Lorenzo and Singson said there would be no change in Verizon’s management and employees, except for the board’s membership.
Lorenzo also disclosed PTI’s interest to become a regional player in the Pacific islands. He said the company would comply with the settlement that PTI would join the NECA.
Singson welcomed the CTC’s modification order last Monday, saying that the commission relaxed its requirements on CoBank, PTI’s main financier in its acquisition of Verizon, by requiring it to provide information to the CTC only in default cases. He said the decision was proper because it is PTI, not CoBank, which the CTC regulates.
The order also included a force majeure provision, which would give Verizon a grace period within which to comply with certain obligations if the delay in performance was due to any event arising from causes completely beyond the control of the company. The CTC outlined procedures on how Verizon could seek relief should force majeure events occur.
The CTC also clarified certain restrictions, including that on the $20 million capital expenditure plan. “If a capital investment is not sited on NMI soil, the company must apply to the commission in advance for approval, and show how the primary purpose is the benefit of CNMI jurisdictional customers.”
The CTC ruled that the interveners, Babauta and Caldwell, should receive a copy of Verizon’s capital expenditure plans at the same time as the commission. It also declared that the companies should provide the CTC their technical assistance agreement at least 10 days before the transaction’s closing.

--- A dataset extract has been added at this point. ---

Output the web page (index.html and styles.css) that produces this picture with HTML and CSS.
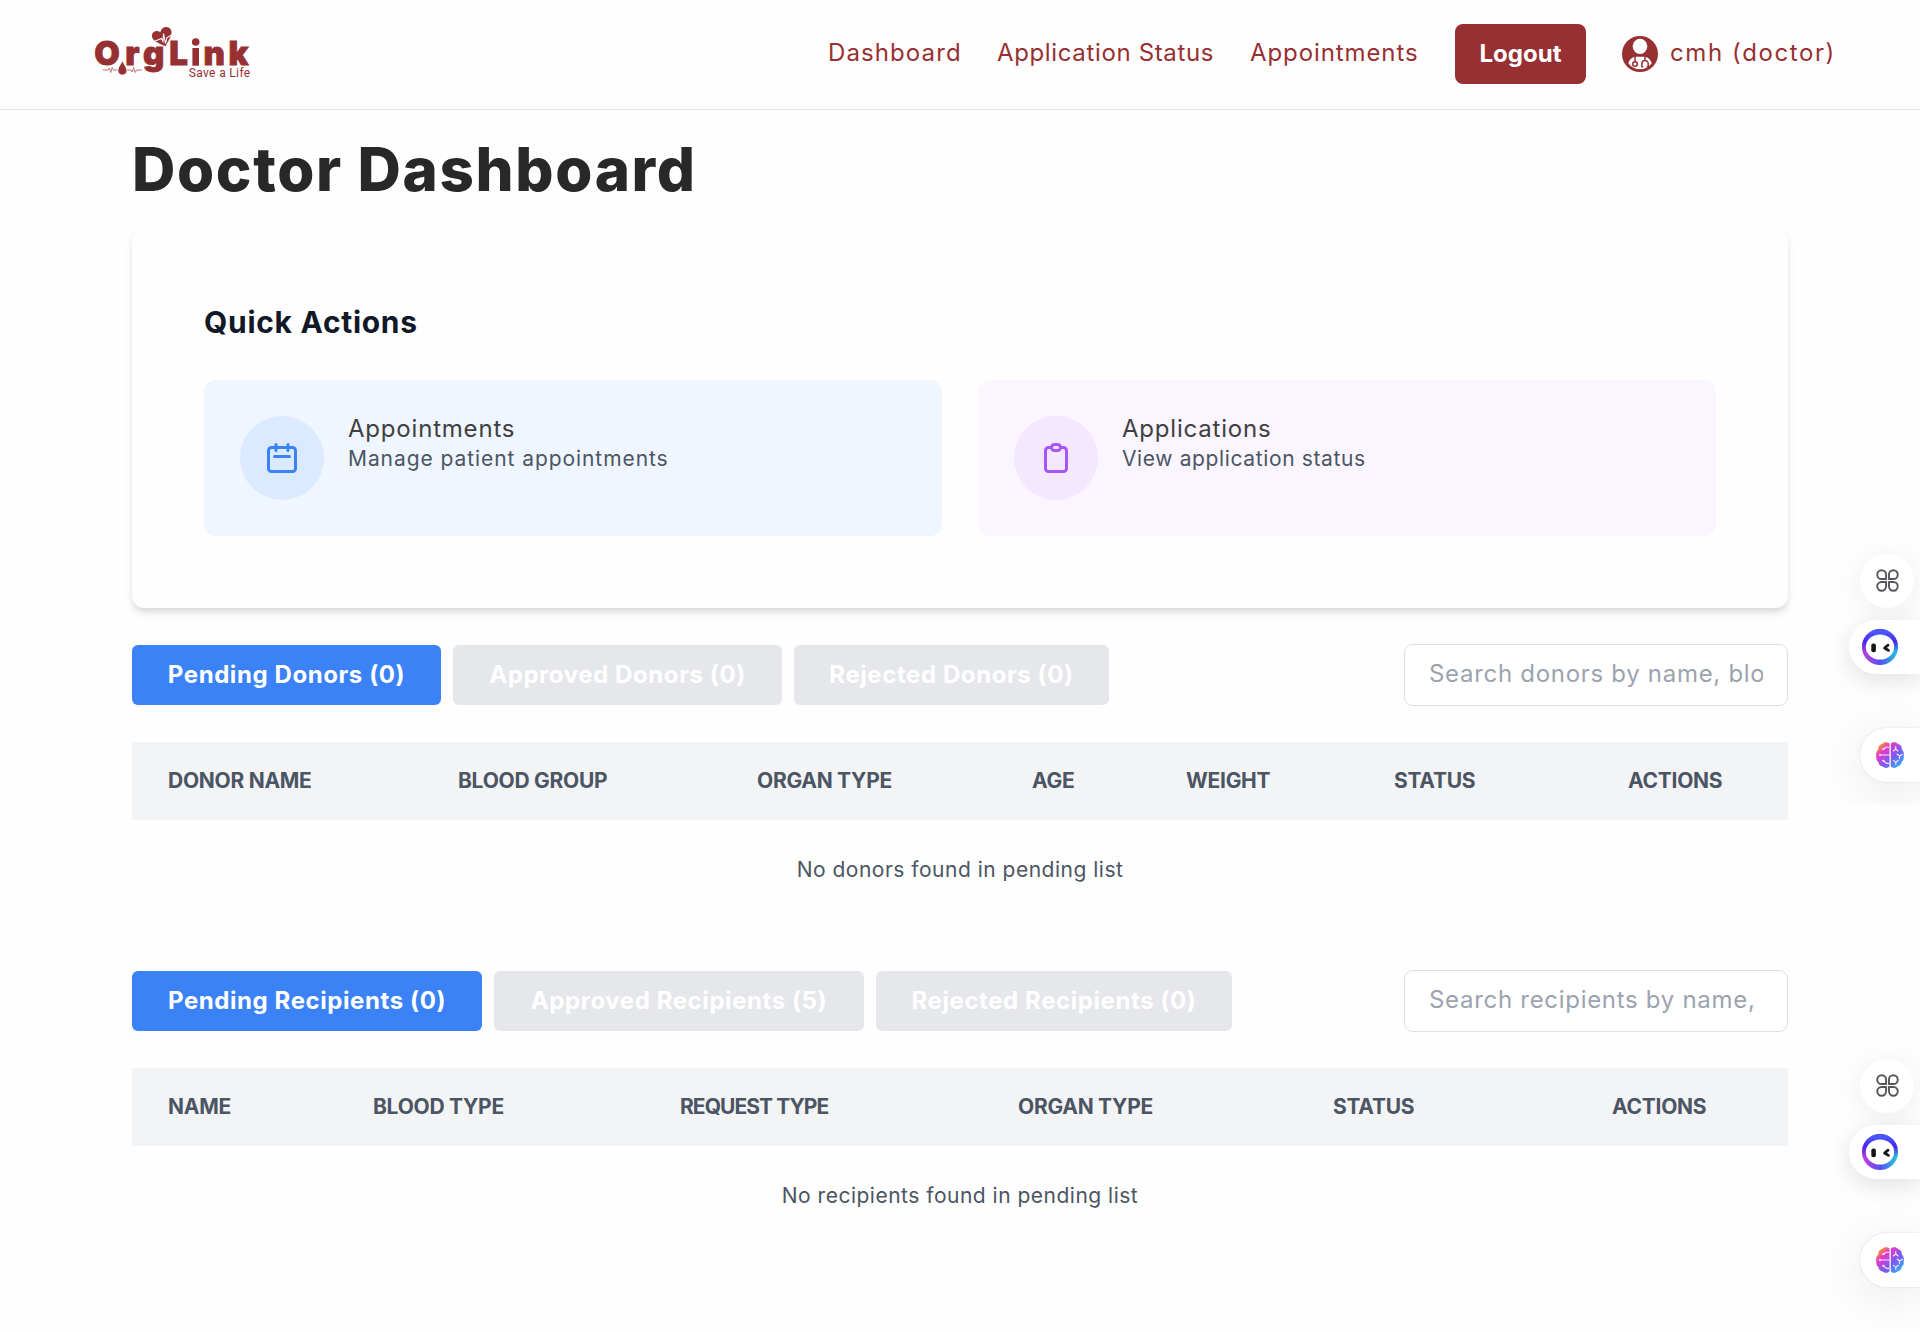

In granting some requests of Babauta and Caldwell, the commission imposed dividend-reporting obligations on PTI. Reporting obligations will cover the company’s intention to declare a special cash dividend at least 28 days before the declaration, its intention to transfer more than 5-percent of retained earnings to a corporate parent over a six-month period at least 63 days before the actual transfer, and the company’s most recent quarterly common stock cash dividend payment.